Required work:
Filter the entries that follow, copying every line in which the word "TypeScript" appears.
____
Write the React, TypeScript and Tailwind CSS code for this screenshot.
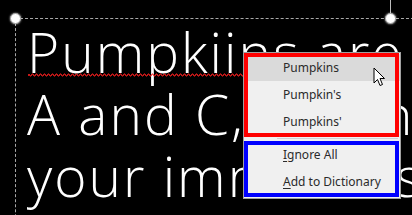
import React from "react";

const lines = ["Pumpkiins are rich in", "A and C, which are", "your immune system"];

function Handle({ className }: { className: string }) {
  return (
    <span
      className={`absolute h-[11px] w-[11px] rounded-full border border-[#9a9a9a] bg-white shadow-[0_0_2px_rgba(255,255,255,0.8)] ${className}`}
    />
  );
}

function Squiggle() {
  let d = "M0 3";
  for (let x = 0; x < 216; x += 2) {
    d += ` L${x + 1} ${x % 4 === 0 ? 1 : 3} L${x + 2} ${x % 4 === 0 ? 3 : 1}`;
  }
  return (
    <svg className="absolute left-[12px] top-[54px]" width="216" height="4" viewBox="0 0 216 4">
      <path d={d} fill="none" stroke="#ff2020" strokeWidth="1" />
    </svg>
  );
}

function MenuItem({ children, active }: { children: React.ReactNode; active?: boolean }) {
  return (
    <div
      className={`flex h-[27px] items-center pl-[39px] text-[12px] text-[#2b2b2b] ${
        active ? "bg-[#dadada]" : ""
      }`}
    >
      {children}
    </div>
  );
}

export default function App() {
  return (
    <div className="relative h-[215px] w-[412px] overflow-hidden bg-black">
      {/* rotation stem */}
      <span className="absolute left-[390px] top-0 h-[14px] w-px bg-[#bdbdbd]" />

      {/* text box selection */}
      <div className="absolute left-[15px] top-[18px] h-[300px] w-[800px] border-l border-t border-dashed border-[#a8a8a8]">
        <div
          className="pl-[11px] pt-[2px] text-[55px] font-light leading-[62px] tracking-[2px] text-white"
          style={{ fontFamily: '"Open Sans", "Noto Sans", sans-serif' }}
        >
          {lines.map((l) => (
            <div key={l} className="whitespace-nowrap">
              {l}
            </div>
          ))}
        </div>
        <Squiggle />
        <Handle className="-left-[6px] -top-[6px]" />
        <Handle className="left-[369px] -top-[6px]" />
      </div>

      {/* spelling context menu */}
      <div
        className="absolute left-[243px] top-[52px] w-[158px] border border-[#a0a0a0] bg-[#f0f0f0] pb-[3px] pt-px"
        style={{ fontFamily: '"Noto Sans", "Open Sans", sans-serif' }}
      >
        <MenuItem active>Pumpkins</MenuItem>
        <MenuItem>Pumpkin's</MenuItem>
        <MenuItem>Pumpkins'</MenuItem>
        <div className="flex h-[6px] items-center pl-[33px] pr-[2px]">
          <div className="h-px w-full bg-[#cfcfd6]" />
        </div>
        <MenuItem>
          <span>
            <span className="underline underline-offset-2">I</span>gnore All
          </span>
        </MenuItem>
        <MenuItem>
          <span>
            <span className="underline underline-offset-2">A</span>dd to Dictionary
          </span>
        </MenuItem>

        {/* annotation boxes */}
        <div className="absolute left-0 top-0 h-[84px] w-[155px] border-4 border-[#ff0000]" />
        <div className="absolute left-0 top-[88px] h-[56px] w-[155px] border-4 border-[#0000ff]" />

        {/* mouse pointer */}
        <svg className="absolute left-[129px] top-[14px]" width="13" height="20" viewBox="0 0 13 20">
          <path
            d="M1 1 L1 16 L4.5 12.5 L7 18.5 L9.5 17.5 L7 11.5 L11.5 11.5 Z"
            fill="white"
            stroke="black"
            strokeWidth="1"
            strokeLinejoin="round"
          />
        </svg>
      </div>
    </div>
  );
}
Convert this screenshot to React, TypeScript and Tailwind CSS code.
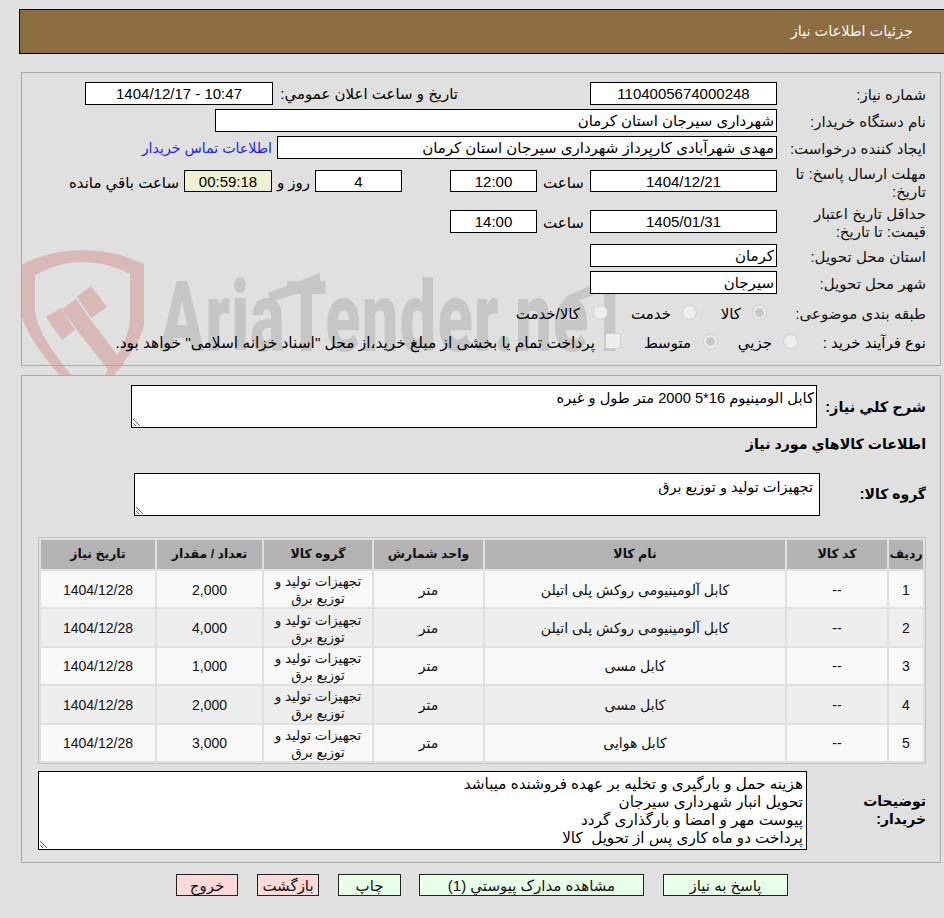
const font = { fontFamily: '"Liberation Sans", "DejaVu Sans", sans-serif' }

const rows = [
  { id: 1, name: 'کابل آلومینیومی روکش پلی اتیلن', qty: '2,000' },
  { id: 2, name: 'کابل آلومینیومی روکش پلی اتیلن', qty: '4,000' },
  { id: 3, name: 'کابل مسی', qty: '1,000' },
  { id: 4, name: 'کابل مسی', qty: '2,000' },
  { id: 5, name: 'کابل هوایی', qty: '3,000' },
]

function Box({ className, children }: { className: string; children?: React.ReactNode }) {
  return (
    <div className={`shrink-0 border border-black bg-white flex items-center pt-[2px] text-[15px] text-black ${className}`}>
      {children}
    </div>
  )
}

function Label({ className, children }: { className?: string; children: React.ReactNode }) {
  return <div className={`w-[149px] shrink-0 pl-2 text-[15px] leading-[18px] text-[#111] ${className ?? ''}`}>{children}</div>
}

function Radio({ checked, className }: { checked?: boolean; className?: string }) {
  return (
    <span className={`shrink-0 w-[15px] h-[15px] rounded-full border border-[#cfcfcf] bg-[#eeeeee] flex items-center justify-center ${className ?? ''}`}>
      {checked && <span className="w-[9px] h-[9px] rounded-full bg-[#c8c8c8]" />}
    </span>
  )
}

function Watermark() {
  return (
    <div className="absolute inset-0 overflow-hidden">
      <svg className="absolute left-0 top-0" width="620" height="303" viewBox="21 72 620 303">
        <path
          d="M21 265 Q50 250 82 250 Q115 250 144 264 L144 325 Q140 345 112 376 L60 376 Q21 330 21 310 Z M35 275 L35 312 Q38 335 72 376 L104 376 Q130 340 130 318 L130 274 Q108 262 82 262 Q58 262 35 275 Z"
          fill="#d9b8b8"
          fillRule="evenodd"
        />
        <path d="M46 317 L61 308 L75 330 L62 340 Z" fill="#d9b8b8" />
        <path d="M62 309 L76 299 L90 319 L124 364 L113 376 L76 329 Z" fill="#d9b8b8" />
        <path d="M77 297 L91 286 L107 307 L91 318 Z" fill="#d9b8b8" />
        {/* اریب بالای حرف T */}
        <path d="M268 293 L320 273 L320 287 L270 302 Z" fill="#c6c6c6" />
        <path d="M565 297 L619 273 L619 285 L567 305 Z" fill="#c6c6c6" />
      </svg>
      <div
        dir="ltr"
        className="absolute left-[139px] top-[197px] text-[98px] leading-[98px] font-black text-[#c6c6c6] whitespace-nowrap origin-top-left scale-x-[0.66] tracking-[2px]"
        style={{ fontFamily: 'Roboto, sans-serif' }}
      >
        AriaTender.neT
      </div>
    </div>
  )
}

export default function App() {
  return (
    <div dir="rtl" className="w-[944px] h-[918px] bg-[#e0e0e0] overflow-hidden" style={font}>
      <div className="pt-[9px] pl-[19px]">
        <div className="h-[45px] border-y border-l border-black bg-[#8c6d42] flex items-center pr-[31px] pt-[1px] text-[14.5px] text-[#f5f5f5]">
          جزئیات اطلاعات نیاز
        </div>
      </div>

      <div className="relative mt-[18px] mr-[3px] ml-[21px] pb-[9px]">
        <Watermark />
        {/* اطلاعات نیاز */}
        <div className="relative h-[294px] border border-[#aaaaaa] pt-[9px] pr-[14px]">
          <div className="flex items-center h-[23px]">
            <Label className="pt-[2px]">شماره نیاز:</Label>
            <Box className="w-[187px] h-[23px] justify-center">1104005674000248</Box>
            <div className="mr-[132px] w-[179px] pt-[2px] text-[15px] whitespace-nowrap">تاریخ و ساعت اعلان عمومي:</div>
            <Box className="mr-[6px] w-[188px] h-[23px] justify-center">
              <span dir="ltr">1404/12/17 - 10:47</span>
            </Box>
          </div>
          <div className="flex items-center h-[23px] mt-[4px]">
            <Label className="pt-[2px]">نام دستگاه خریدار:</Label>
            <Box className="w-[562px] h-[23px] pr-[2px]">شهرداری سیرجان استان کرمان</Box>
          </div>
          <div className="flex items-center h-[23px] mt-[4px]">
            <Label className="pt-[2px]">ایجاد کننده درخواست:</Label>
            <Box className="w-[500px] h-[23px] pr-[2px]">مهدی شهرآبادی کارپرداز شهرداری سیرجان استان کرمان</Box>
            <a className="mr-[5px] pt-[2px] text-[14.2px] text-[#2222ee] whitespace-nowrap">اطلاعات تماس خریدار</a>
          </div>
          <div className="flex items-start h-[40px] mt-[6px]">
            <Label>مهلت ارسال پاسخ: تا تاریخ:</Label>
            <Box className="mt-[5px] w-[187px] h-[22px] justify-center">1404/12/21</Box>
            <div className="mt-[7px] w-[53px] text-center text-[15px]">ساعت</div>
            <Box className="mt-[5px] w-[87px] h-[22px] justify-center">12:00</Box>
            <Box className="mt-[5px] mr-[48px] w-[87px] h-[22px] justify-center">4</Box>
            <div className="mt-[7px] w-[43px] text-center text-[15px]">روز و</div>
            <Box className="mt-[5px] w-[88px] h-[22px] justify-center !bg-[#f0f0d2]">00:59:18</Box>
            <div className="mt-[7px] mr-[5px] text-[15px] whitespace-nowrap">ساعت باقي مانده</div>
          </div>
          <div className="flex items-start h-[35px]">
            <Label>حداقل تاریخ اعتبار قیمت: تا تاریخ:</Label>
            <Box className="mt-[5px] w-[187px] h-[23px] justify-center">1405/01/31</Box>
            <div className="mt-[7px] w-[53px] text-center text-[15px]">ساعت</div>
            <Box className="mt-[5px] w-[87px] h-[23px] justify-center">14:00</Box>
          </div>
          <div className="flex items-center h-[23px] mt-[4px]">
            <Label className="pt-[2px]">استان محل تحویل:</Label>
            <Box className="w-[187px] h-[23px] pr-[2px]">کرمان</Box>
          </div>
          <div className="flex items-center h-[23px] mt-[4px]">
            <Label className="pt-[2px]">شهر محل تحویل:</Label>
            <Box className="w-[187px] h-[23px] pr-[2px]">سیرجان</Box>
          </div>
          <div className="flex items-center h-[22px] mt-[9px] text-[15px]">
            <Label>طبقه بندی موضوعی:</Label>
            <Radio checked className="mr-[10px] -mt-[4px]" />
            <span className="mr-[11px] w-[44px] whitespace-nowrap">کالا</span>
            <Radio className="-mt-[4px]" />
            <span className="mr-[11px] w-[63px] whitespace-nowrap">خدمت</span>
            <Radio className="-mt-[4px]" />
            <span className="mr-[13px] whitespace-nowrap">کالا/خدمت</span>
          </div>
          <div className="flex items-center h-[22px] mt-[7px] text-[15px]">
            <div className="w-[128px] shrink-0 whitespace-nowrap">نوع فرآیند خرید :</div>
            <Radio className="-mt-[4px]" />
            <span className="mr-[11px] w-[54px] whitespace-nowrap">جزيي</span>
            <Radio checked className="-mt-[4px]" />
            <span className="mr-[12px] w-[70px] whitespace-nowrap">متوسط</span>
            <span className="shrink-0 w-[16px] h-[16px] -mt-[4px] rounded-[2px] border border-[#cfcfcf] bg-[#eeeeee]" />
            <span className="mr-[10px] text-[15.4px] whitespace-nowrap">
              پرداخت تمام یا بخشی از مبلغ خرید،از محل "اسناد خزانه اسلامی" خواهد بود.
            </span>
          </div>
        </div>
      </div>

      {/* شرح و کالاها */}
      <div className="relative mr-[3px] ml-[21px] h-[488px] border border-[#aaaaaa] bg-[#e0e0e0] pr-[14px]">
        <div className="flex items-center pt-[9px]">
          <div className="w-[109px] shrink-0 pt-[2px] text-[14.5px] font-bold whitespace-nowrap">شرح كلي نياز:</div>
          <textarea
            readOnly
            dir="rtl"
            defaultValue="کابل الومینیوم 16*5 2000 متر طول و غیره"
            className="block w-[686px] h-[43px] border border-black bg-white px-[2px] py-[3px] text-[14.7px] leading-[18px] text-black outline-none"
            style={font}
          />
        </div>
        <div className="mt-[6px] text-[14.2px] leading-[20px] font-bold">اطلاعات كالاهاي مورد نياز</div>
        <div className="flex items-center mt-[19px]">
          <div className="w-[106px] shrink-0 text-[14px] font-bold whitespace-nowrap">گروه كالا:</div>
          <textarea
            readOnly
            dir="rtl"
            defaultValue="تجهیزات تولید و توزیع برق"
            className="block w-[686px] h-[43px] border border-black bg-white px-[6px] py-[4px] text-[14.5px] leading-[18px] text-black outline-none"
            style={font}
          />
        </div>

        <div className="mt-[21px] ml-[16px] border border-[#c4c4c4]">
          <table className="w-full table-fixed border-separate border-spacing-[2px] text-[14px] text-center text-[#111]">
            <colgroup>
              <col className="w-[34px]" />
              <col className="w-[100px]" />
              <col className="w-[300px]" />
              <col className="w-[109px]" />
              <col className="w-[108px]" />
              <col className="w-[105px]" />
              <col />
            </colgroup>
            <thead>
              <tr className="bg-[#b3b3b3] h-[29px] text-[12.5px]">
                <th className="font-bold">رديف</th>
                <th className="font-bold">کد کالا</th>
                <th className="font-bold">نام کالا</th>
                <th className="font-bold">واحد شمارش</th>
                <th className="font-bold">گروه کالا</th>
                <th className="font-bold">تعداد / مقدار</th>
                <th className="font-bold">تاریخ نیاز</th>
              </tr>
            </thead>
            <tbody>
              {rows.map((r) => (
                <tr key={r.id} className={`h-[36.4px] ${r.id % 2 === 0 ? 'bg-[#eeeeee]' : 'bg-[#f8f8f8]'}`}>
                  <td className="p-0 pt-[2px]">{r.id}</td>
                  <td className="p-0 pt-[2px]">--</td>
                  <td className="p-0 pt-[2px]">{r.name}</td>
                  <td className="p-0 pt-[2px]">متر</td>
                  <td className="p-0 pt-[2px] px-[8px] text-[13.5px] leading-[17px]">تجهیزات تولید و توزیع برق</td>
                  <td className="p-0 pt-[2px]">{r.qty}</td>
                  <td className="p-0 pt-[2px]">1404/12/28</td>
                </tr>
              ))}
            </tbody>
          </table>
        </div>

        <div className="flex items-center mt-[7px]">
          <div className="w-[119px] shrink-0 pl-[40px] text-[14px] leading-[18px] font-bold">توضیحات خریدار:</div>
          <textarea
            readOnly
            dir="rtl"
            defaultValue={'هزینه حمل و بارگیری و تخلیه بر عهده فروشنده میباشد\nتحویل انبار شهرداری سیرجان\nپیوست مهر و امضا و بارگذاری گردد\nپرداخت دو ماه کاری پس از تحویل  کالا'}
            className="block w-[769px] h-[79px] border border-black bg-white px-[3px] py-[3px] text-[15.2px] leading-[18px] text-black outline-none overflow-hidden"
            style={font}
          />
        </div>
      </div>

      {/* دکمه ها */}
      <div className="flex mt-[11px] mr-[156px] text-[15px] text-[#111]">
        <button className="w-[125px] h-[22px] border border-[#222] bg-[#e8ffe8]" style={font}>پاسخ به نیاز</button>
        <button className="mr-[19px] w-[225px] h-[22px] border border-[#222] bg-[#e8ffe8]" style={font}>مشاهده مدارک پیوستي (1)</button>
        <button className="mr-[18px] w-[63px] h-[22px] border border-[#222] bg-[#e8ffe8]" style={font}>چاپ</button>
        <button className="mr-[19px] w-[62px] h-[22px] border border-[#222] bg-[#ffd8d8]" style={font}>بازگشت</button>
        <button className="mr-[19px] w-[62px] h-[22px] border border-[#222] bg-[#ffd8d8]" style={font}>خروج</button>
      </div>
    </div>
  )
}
____
Answer for the task:
Write the React, TypeScript and Tailwind CSS code for this screenshot.
Convert this screenshot to React, TypeScript and Tailwind CSS code.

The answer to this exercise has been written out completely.